• STATED TASK: Go through the data below and gather each line containing "screenshot".

• RECORD EXCERPTS:

↓

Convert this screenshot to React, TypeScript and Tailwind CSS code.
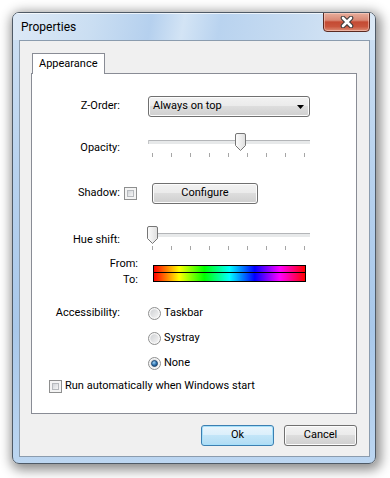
import React from 'react';

const font = "font-['Roboto','Noto_Sans',sans-serif] text-[11px] text-black";

function Slider({ thumbX, id }: { thumbX: number; id: string }) {
  const ticks = Array.from({ length: 9 }, (_, i) => 4 + 19 * i);
  return (
    <svg width="162" height="24" className="overflow-visible">
      <defs>
        <linearGradient id={id} x1="0" y1="0" x2="1" y2="0">
          <stop offset="0" stopColor="#fdfdfd" />
          <stop offset="1" stopColor="#dedede" />
        </linearGradient>
      </defs>
      <rect x="0" y="7" width="162" height="4" fill="#e7e9ea" />
      <line x1="0" y1="7.5" x2="162" y2="7.5" stroke="#b3b5b8" />
      <line x1="0.5" y1="7" x2="0.5" y2="11" stroke="#c4c6c8" />
      {ticks.map((x) => (
        <rect key={x} x={x} y="20" width="1" height="4" fill="#a6a6a6" />
      ))}
      <path
        transform={`translate(${thumbX} 0)`}
        d="M0.5 2 Q0.5 0.5 2 0.5 H9 Q10.5 0.5 10.5 2 V12.5 L5.5 17.5 L0.5 12.5 Z"
        fill={`url(#${id})`}
        stroke="#767676"
      />
    </svg>
  );
}

function Radio({ checked, id }: { checked?: boolean; id: string }) {
  return (
    <svg width="13" height="13">
      <defs>
        <linearGradient id={`${id}o`} x1="0" y1="0" x2="1" y2="1">
          <stop offset="0" stopColor="#cfd1d4" />
          <stop offset="1" stopColor="#f4f4f4" />
        </linearGradient>
        <radialGradient id={`${id}d`} cx="0.4" cy="0.35" r="0.7">
          <stop offset="0" stopColor="#9fd3f5" />
          <stop offset="0.6" stopColor="#2b70ae" />
          <stop offset="1" stopColor="#1a4574" />
        </radialGradient>
      </defs>
      <circle cx="6.5" cy="6.5" r="6" fill="#f7f7f7" stroke="#8e8f8f" />
      <circle cx="6.5" cy="6.5" r="4.2" fill={`url(#${id}o)`} />
      {checked && <circle cx="6.5" cy="6.5" r="3" fill={`url(#${id}d)`} stroke="#1b3f66" strokeWidth="0.8" />}
    </svg>
  );
}

function Checkbox() {
  return (
    <div className="w-[13px] h-[13px] border border-[#8e8f8f] bg-[#f4f4f4] p-[2px]">
      <div className="w-full h-full border border-[#b7babe] bg-[linear-gradient(135deg,#d2d5d9,#f6f6f6)]" />
    </div>
  );
}

function Button({ children, primary, className = '' }: { children: React.ReactNode; primary?: boolean; className?: string }) {
  return (
    <button
      className={
        primary
          ? `h-[21px] rounded-[3px] border border-[#3c7fb1] bg-[linear-gradient(#e9f5fc_0%,#dbeffb_45%,#c2e5f8_50%,#b0dcf4_100%)] shadow-[inset_0_0_0_1px_#a6e0fa] ${className}`
          : `h-[21px] rounded-[3px] border border-[#707070] bg-[linear-gradient(#f2f2f2_0%,#ebebeb_45%,#dddddd_50%,#cfcfcf_100%)] shadow-[inset_0_0_0_1px_#fcfcfc] ${className}`
      }
    >
      {children}
    </button>
  );
}

export default function App() {
  return (
    <div className={`w-[390px] h-[478px] bg-white pl-[12px] pt-[12px] ${font}`}>
      <div className="w-[364px] h-[452px] rounded-[7px] border border-[#4f5a66] shadow-[2px_3px_12px_3px_rgba(0,0,0,0.45)] bg-[linear-gradient(180deg,#cfe1f4_0%,#b8d2ee_35%,#a9c8ea_70%,#bcd6f1_100%)] flex flex-col overflow-hidden">
        <div className="h-[27px] flex justify-between items-start bg-[linear-gradient(100deg,#dde9f6_0%,#cadef2_22%,#b5d0ee_38%,#d3e4f5_47%,#b9d3ef_57%,#c9ddf2_80%,#dce9f6_100%)] shadow-[inset_0_1px_0_rgba(255,255,255,0.7)]">
          <span className="pl-[8px] pt-[6px] text-[12px] leading-[16px]">Properties</span>
          <div className="mr-[5px] -mt-[1px] w-[47px] h-[20px] rounded-b-[4px] border border-[#5a2a22] bg-[linear-gradient(#e8ae9c_0%,#d98975_40%,#c44a33_50%,#c9553d_75%,#dd8e76_100%)] shadow-[inset_0_0_0_1px_rgba(255,220,210,0.5)] flex items-center justify-center">
            <svg width="14" height="12" viewBox="0 0 14 12">
              <path d="M3 2 L11 10 M11 2 L3 10" stroke="#3a3a3a" strokeWidth="4.6" strokeLinecap="round" />
              <path d="M3 2 L11 10 M11 2 L3 10" stroke="#ffffff" strokeWidth="2.6" strokeLinecap="round" />
            </svg>
          </div>
        </div>

        <div className="ml-[6px] w-[351px] h-[417px] border border-[#8b9cae] bg-[#f0f0f0] pt-[12px] pl-[11px] pr-[12px] flex flex-col">
          <div className="h-[20px] flex">
            <div className="relative z-10 ml-[1px] w-[73px] h-[21px] border border-b-0 border-[#898c95] bg-white pl-[6px] pt-[2px] leading-[16px]">
              Appearance
            </div>
          </div>

          <div className="relative w-[326px] h-[341px] border border-[#898c95] bg-white flex flex-col">
            <div className="mt-[22px] flex items-center h-[21px]">
              <span className="w-[88px] text-right">Z-Order:</span>
              <div className="ml-[28px] w-[162px] h-[21px] rounded-[3px] border border-[#707070] bg-[linear-gradient(#f2f2f2_0%,#ebebeb_45%,#dddddd_50%,#cfcfcf_100%)] shadow-[inset_0_0_0_1px_#fcfcfc] flex items-center justify-between pl-[4px] pr-[5px]">
                <span>Always on top</span>
                <svg width="7" height="4" viewBox="0 0 7 4">
                  <path d="M0 0 H7 L3.5 4 Z" fill="#000" />
                </svg>
              </div>
            </div>

            <div className="mt-[16px] flex items-start">
              <span className="w-[88px] text-right mt-[7px] leading-[16px]">Opacity:</span>
              <div className="ml-[28px]">
                <Slider thumbX={87} id="op" />
              </div>
            </div>

            <div className="mt-[26px] flex items-center h-[21px]">
              <span className="w-[88px] text-right">Shadow:</span>
              <div className="ml-[4px]">
                <Checkbox />
              </div>
              <Button className="ml-[15px] w-[106px]">Configure</Button>
            </div>

            <div className="mt-[22px] flex items-start">
              <span className="w-[88px] text-right mt-[6px] leading-[16px]">Hue shift:</span>
              <div className="ml-[28px]">
                <Slider thumbX={-1} id="hue" />
              </div>
            </div>

            <div className="mt-[6px] flex items-start">
              <div className="w-[106px] text-right leading-[16px]">
                <div>From:</div>
                <div>To:</div>
              </div>
              <div className="ml-[15px] mt-[9px] w-[153px] border border-black">
                <div className="h-[7px] border-b border-black bg-[linear-gradient(to_right,#ff0000,#ffff00,#00ff00,#00ffff,#0000ff,#ff00ff,#ff0000)]" />
                <div className="h-[8px] bg-[linear-gradient(to_right,#ff0000,#ffff00,#00ff00,#00ffff,#0000ff,#ff00ff,#ff0000)]" />
              </div>
            </div>

            <div className="mt-[17px] flex items-start">
              <span className="w-[88px] text-right leading-[16px]">Accessibility:</span>
              <div className="ml-[28px] flex flex-col gap-[9px]">
                <div className="h-[16px] flex items-center gap-[3px]">
                  <Radio id="r1" />
                  <span>Taskbar</span>
                </div>
                <div className="h-[16px] flex items-center gap-[3px]">
                  <Radio id="r2" />
                  <span>Systray</span>
                </div>
                <div className="h-[16px] flex items-center gap-[3px]">
                  <Radio id="r3" checked />
                  <span>None</span>
                </div>
              </div>
            </div>

            <div className="mt-[7px] h-[16px] flex items-center ml-[17px] gap-[3px]">
              <Checkbox />
              <span>Run automatically when Windows start</span>
            </div>
          </div>

          <div className="mt-[11px] flex justify-end gap-[10px]">
            <Button primary className="w-[73px]">Ok</Button>
            <Button className="w-[73px]">Cancel</Button>
          </div>
        </div>
      </div>
    </div>
  );
}
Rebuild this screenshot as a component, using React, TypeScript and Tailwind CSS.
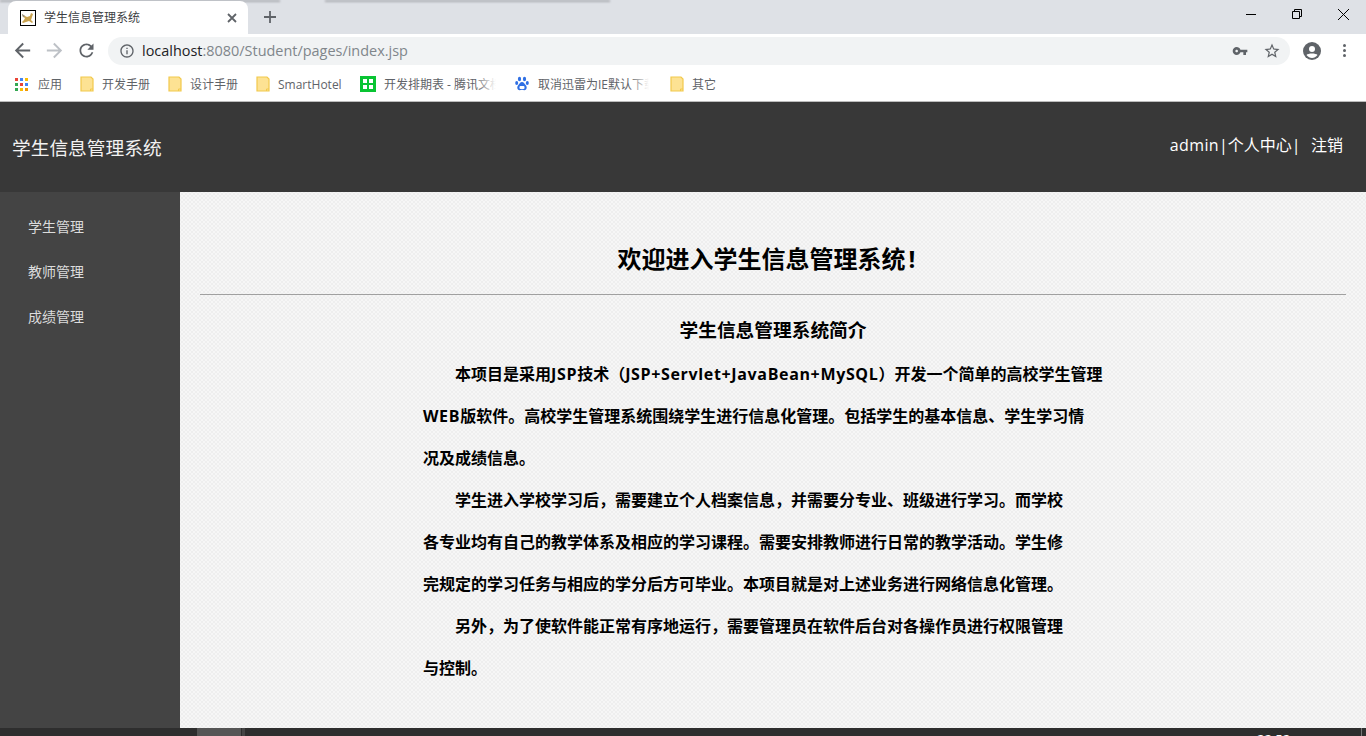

↑

• SOLUTION TO THE PROBLEM:
Convert this screenshot to React, TypeScript and Tailwind CSS code.
Rebuild this screenshot as a component, using React, TypeScript and Tailwind CSS.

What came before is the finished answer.